* WHAT THE TASK REQUIRES *
Write out the listing below exactly, and omit any images you find in it.
========================================================================
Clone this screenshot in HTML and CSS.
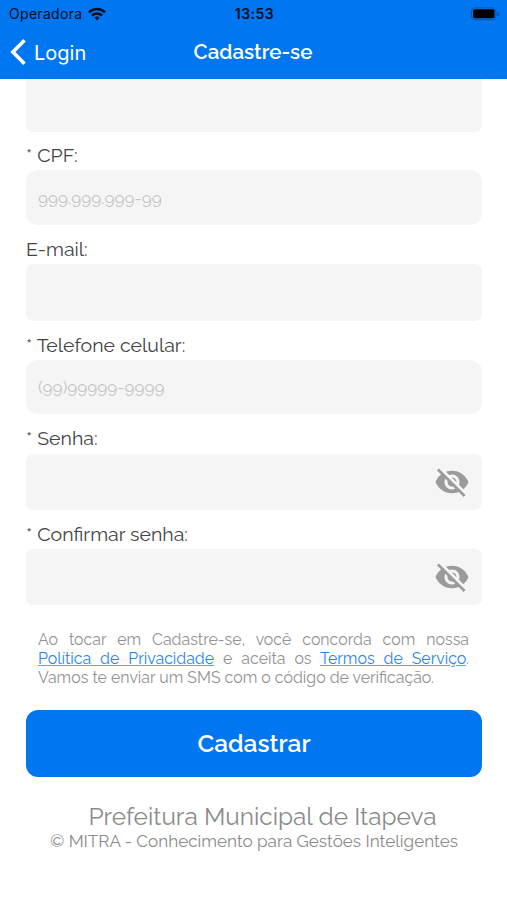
FILE: index.html
```html
<!DOCTYPE html>
<html lang="pt-BR">
<head>
    <meta charset="UTF-8">
    <meta name="viewport" content="width=device-width, initial-scale=1.0">
    <title>Cadastre-se</title>
    <link rel="stylesheet" href="styles.css">
</head>
<body>
    <header class="header">
        <div class="status-bar">
            <div class="carrier">
                <span>Operadora</span>
                <svg class="wifi" viewBox="0 0 18 14" fill="none" stroke="#06101f" stroke-width="2.5">
                    <path d="M1 5.3a11.4 11.4 0 0 1 16 0"/>
                    <path d="M4 8.6a7.1 7.1 0 0 1 10 0"/>
                    <path d="M6.6 10.8a3.4 3.4 0 0 1 4.8 0L9 13.4z" fill="#06101f" stroke="none"/>
                </svg>
            </div>
            <span class="clock">13:53</span>
            <svg class="battery" viewBox="0 0 29 14">
                <rect x="0.5" y="0.8" width="24.5" height="12" rx="3.5" fill="none" stroke="#0054b2"/>
                <rect x="2" y="2.3" width="21.5" height="9" rx="2" fill="#000"/>
                <path d="M26.5 5v4q1.8-.6 1.8-2t-1.8-2z" fill="#0054b2"/>
            </svg>
        </div>
        <nav class="nav-bar">
            <a href="#" class="back-link">
                <svg class="chevron" viewBox="0 0 16 26" fill="none" stroke="#fff" stroke-width="3.6">
                    <path d="M14.5 1.3L2.9 13l11.6 11.7"/>
                </svg>
                <span>Login</span>
            </a>
            <h1>Cadastre-se</h1>
        </nav>
    </header>

    <form class="form">
        <input type="text" class="form-control form-control-cut" aria-label="Nome">

        <label for="cpf" class="label-cpf">* CPF:</label>
        <input type="text" id="cpf" class="form-control masked" placeholder="999.999.999-99">

        <label for="email">E-mail:</label>
        <input type="email" id="email" class="form-control">

        <label for="phone">* Telefone celular:</label>
        <input type="text" id="phone" class="form-control masked masked-phone" placeholder="(99)99999-9999">

        <label for="password" class="label-password">* Senha:</label>
        <div class="form-control password">
            <input type="password" id="password">
            <svg class="eye" viewBox="0 0 24 24" fill="#9b9b9b"><path d="M12 7c2.76 0 5 2.24 5 5 0 .65-.13 1.26-.36 1.83l2.92 2.92c1.51-1.26 2.7-2.89 3.43-4.75-1.73-4.39-6-7.5-11-7.5-1.4 0-2.74.25-3.98.7l2.16 2.16C10.74 7.13 11.35 7 12 7zM2 4.27l2.28 2.28.46.46C3.08 8.3 1.78 10.02 1 12c1.73 4.39 6 7.5 11 7.5 1.55 0 3.03-.3 4.38-.84l.42.42L19.73 22 21 20.73 3.27 3 2 4.27zM7.53 9.8l1.55 1.55c-.05.21-.08.43-.08.65 0 1.66 1.34 3 3 3 .22 0 .44-.03.65-.08l1.55 1.55c-.67.33-1.41.53-2.2.53-2.76 0-5-2.24-5-5 0-.79.2-1.53.53-2.2zm4.31-.78l3.15 3.15.02-.16c0-1.66-1.34-3-3-3l-.17.01z"/></svg>
        </div>

        <label for="confirm">* Confirmar senha:</label>
        <div class="form-control password">
            <input type="password" id="confirm">
            <svg class="eye" viewBox="0 0 24 24" fill="#9b9b9b"><path d="M12 7c2.76 0 5 2.24 5 5 0 .65-.13 1.26-.36 1.83l2.92 2.92c1.51-1.26 2.7-2.89 3.43-4.75-1.73-4.39-6-7.5-11-7.5-1.4 0-2.74.25-3.98.7l2.16 2.16C10.74 7.13 11.35 7 12 7zM2 4.27l2.28 2.28.46.46C3.08 8.3 1.78 10.02 1 12c1.73 4.39 6 7.5 11 7.5 1.55 0 3.03-.3 4.38-.84l.42.42L19.73 22 21 20.73 3.27 3 2 4.27zM7.53 9.8l1.55 1.55c-.05.21-.08.43-.08.65 0 1.66 1.34 3 3 3 .22 0 .44-.03.65-.08l1.55 1.55c-.67.33-1.41.53-2.2.53-2.76 0-5-2.24-5-5 0-.79.2-1.53.53-2.2zm4.31-.78l3.15 3.15.02-.16c0-1.66-1.34-3-3-3l-.17.01z"/></svg>
        </div>

        <p class="terms">Ao tocar em Cadastre-se, você concorda com nossa <a href="#">Política de Privacidade</a> e aceita os <a href="#">Termos de Serviço</a>. Vamos te enviar um SMS com o código de verificação.</p>

        <button type="button" class="btn">Cadastrar</button>
    </form>

    <footer class="footer">
        <p class="city">Prefeitura Municipal de Itapeva</p>
        <p class="company">© MITRA - Conhecimento para Gestões Inteligentes</p>
    </footer>
</body>
</html>
```
FILE: styles.css
```css
* {
    box-sizing: border-box;
}

body {
    margin: 0;
    height: 900px;
    overflow: hidden;
    background-color: #fff;
    color: #444;
    font-family: Raleway, Lato, sans-serif;
}

.header {
    height: 79px;
    background-color: #0076f0;
}

.status-bar {
    display: grid;
    grid-template-columns: 1fr auto 1fr;
    align-items: center;
    height: 27px;
    padding: 0 7px 0 9px;
    color: #06101f;
    font-family: Inter, sans-serif;
    font-size: 14px;
}

.carrier {
    display: flex;
    align-items: center;
    gap: 6px;
    letter-spacing: 0.3px;
}

.wifi {
    width: 18px;
    height: 14px;
}

.clock {
    font-weight: 600;
    letter-spacing: 0.5px;
}

.battery {
    justify-self: end;
    width: 29px;
    height: 14px;
}

.nav-bar {
    display: grid;
    grid-template-columns: 1fr auto 1fr;
    align-items: center;
    height: 50px;
    padding: 0 11px 0 10px;
}

.nav-bar h1 {
    margin: 0;
    color: #fff;
    font-size: 20.6px;
    font-weight: 600;
}

.back-link {
    display: flex;
    align-items: center;
    gap: 8px;
    color: #fff;
    font-family: Inter, sans-serif;
    font-size: 20px;
    text-decoration: none;
}

.back-link span {
    padding-top: 2px;
}

.chevron {
    width: 16px;
    height: 26px;
}

.form {
    display: flex;
    flex-direction: column;
    padding: 0 25px 0 26px;
}

label {
    height: 39px;
    padding-top: 5px;
    font-size: 19.5px;
    line-height: 40px;
}

.label-cpf {
    height: 38px;
    padding-top: 4px;
}

.label-password {
    height: 40px;
}

.form-control {
    width: 100%;
    height: 56px;
    border: none;
    border-radius: 7px;
    background-color: #f5f5f5;
}

#email {
    height: 57px;
}

.form-control-cut {
    height: 53px;
    border-radius: 0 0 7px 7px;
}

.masked {
    height: 55px;
    padding: 0 12px;
    border-radius: 12px;
    font-family: inherit;
    font-size: 17.1px;
}

.masked-phone {
    height: 54px;
}

.masked::placeholder {
    color: #c4c4c4;
}

.password {
    display: flex;
    align-items: center;
    padding: 0 12px;
}

.password input {
    flex: 1;
    border: none;
    background: none;
}

.eye {
    width: 36px;
    height: 36px;
}

.terms {
    margin: 25px 13px 23px 12px;
    color: #929292;
    font-size: 15.9px;
    line-height: 19px;
    text-align: justify;
}

.terms a {
    color: #2a85f0;
    text-decoration-color: #5ba3f5;
}

.btn {
    height: 67px;
    border: none;
    border-radius: 12px;
    background-color: #0076f0;
    color: #fff;
    font-family: inherit;
    font-size: 24.5px;
    font-weight: 600;
}

.footer {
    padding-top: 25px;
    color: #8b8b8b;
    text-align: center;
}

.footer p {
    margin: 0;
}

.city {
    padding-left: 18px;
    font-size: 24.4px;
    line-height: 30px;
}

.company {
    padding-left: 1px;
    font-size: 17.1px;
    line-height: 19px;
}
```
========================================================================
* ANSWER TO THE PROBLEM *
Clone this screenshot in HTML and CSS.
FILE: index.html
```html
<!DOCTYPE html>
<html lang="pt-BR">
<head>
    <meta charset="UTF-8">
    <meta name="viewport" content="width=device-width, initial-scale=1.0">
    <title>Cadastre-se</title>
    <link rel="stylesheet" href="styles.css">
</head>
<body>
    <header class="header">
        <div class="status-bar">
            <div class="carrier">
                <span>Operadora</span>
                <svg class="wifi" viewBox="0 0 18 14" fill="none" stroke="#06101f" stroke-width="2.5">
                    <path d="M1 5.3a11.4 11.4 0 0 1 16 0"/>
                    <path d="M4 8.6a7.1 7.1 0 0 1 10 0"/>
                    <path d="M6.6 10.8a3.4 3.4 0 0 1 4.8 0L9 13.4z" fill="#06101f" stroke="none"/>
                </svg>
            </div>
            <span class="clock">13:53</span>
            <svg class="battery" viewBox="0 0 29 14">
                <rect x="0.5" y="0.8" width="24.5" height="12" rx="3.5" fill="none" stroke="#0054b2"/>
                <rect x="2" y="2.3" width="21.5" height="9" rx="2" fill="#000"/>
                <path d="M26.5 5v4q1.8-.6 1.8-2t-1.8-2z" fill="#0054b2"/>
            </svg>
        </div>
        <nav class="nav-bar">
            <a href="#" class="back-link">
                <svg class="chevron" viewBox="0 0 16 26" fill="none" stroke="#fff" stroke-width="3.6">
                    <path d="M14.5 1.3L2.9 13l11.6 11.7"/>
                </svg>
                <span>Login</span>
            </a>
            <h1>Cadastre-se</h1>
        </nav>
    </header>

    <form class="form">
        <input type="text" class="form-control form-control-cut" aria-label="Nome">

        <label for="cpf" class="label-cpf">* CPF:</label>
        <input type="text" id="cpf" class="form-control masked" placeholder="999.999.999-99">

        <label for="email">E-mail:</label>
        <input type="email" id="email" class="form-control">

        <label for="phone">* Telefone celular:</label>
        <input type="text" id="phone" class="form-control masked masked-phone" placeholder="(99)99999-9999">

        <label for="password" class="label-password">* Senha:</label>
        <div class="form-control password">
            <input type="password" id="password">
            <svg class="eye" viewBox="0 0 24 24" fill="#9b9b9b"><path d="M12 7c2.76 0 5 2.24 5 5 0 .65-.13 1.26-.36 1.83l2.92 2.92c1.51-1.26 2.7-2.89 3.43-4.75-1.73-4.39-6-7.5-11-7.5-1.4 0-2.74.25-3.98.7l2.16 2.16C10.74 7.13 11.35 7 12 7zM2 4.27l2.28 2.28.46.46C3.08 8.3 1.78 10.02 1 12c1.73 4.39 6 7.5 11 7.5 1.55 0 3.03-.3 4.38-.84l.42.42L19.73 22 21 20.73 3.27 3 2 4.27zM7.53 9.8l1.55 1.55c-.05.21-.08.43-.08.65 0 1.66 1.34 3 3 3 .22 0 .44-.03.65-.08l1.55 1.55c-.67.33-1.41.53-2.2.53-2.76 0-5-2.24-5-5 0-.79.2-1.53.53-2.2zm4.31-.78l3.15 3.15.02-.16c0-1.66-1.34-3-3-3l-.17.01z"/></svg>
        </div>

        <label for="confirm">* Confirmar senha:</label>
        <div class="form-control password">
            <input type="password" id="confirm">
            <svg class="eye" viewBox="0 0 24 24" fill="#9b9b9b"><path d="M12 7c2.76 0 5 2.24 5 5 0 .65-.13 1.26-.36 1.83l2.92 2.92c1.51-1.26 2.7-2.89 3.43-4.75-1.73-4.39-6-7.5-11-7.5-1.4 0-2.74.25-3.98.7l2.16 2.16C10.74 7.13 11.35 7 12 7zM2 4.27l2.28 2.28.46.46C3.08 8.3 1.78 10.02 1 12c1.73 4.39 6 7.5 11 7.5 1.55 0 3.03-.3 4.38-.84l.42.42L19.73 22 21 20.73 3.27 3 2 4.27zM7.53 9.8l1.55 1.55c-.05.21-.08.43-.08.65 0 1.66 1.34 3 3 3 .22 0 .44-.03.65-.08l1.55 1.55c-.67.33-1.41.53-2.2.53-2.76 0-5-2.24-5-5 0-.79.2-1.53.53-2.2zm4.31-.78l3.15 3.15.02-.16c0-1.66-1.34-3-3-3l-.17.01z"/></svg>
        </div>

        <p class="terms">Ao tocar em Cadastre-se, você concorda com nossa <a href="#">Política de Privacidade</a> e aceita os <a href="#">Termos de Serviço</a>. Vamos te enviar um SMS com o código de verificação.</p>

        <button type="button" class="btn">Cadastrar</button>
    </form>

    <footer class="footer">
        <p class="city">Prefeitura Municipal de Itapeva</p>
        <p class="company">© MITRA - Conhecimento para Gestões Inteligentes</p>
    </footer>
</body>
</html>
```
FILE: styles.css
```css
* {
    box-sizing: border-box;
}

body {
    margin: 0;
    height: 900px;
    overflow: hidden;
    background-color: #fff;
    color: #444;
    font-family: Raleway, Lato, sans-serif;
}

.header {
    height: 79px;
    background-color: #0076f0;
}

.status-bar {
    display: grid;
    grid-template-columns: 1fr auto 1fr;
    align-items: center;
    height: 27px;
    padding: 0 7px 0 9px;
    color: #06101f;
    font-family: Inter, sans-serif;
    font-size: 14px;
}

.carrier {
    display: flex;
    align-items: center;
    gap: 6px;
    letter-spacing: 0.3px;
}

.wifi {
    width: 18px;
    height: 14px;
}

.clock {
    font-weight: 600;
    letter-spacing: 0.5px;
}

.battery {
    justify-self: end;
    width: 29px;
    height: 14px;
}

.nav-bar {
    display: grid;
    grid-template-columns: 1fr auto 1fr;
    align-items: center;
    height: 50px;
    padding: 0 11px 0 10px;
}

.nav-bar h1 {
    margin: 0;
    color: #fff;
    font-size: 20.6px;
    font-weight: 600;
}

.back-link {
    display: flex;
    align-items: center;
    gap: 8px;
    color: #fff;
    font-family: Inter, sans-serif;
    font-size: 20px;
    text-decoration: none;
}

.back-link span {
    padding-top: 2px;
}

.chevron {
    width: 16px;
    height: 26px;
}

.form {
    display: flex;
    flex-direction: column;
    padding: 0 25px 0 26px;
}

label {
    height: 39px;
    padding-top: 5px;
    font-size: 19.5px;
    line-height: 40px;
}

.label-cpf {
    height: 38px;
    padding-top: 4px;
}

.label-password {
    height: 40px;
}

.form-control {
    width: 100%;
    height: 56px;
    border: none;
    border-radius: 7px;
    background-color: #f5f5f5;
}

#email {
    height: 57px;
}

.form-control-cut {
    height: 53px;
    border-radius: 0 0 7px 7px;
}

.masked {
    height: 55px;
    padding: 0 12px;
    border-radius: 12px;
    font-family: inherit;
    font-size: 17.1px;
}

.masked-phone {
    height: 54px;
}

.masked::placeholder {
    color: #c4c4c4;
}

.password {
    display: flex;
    align-items: center;
    padding: 0 12px;
}

.password input {
    flex: 1;
    border: none;
    background: none;
}

.eye {
    width: 36px;
    height: 36px;
}

.terms {
    margin: 25px 13px 23px 12px;
    color: #929292;
    font-size: 15.9px;
    line-height: 19px;
    text-align: justify;
}

.terms a {
    color: #2a85f0;
    text-decoration-color: #5ba3f5;
}

.btn {
    height: 67px;
    border: none;
    border-radius: 12px;
    background-color: #0076f0;
    color: #fff;
    font-family: inherit;
    font-size: 24.5px;
    font-weight: 600;
}

.footer {
    padding-top: 25px;
    color: #8b8b8b;
    text-align: center;
}

.footer p {
    margin: 0;
}

.city {
    padding-left: 18px;
    font-size: 24.4px;
    line-height: 30px;
}

.company {
    padding-left: 1px;
    font-size: 17.1px;
    line-height: 19px;
}
```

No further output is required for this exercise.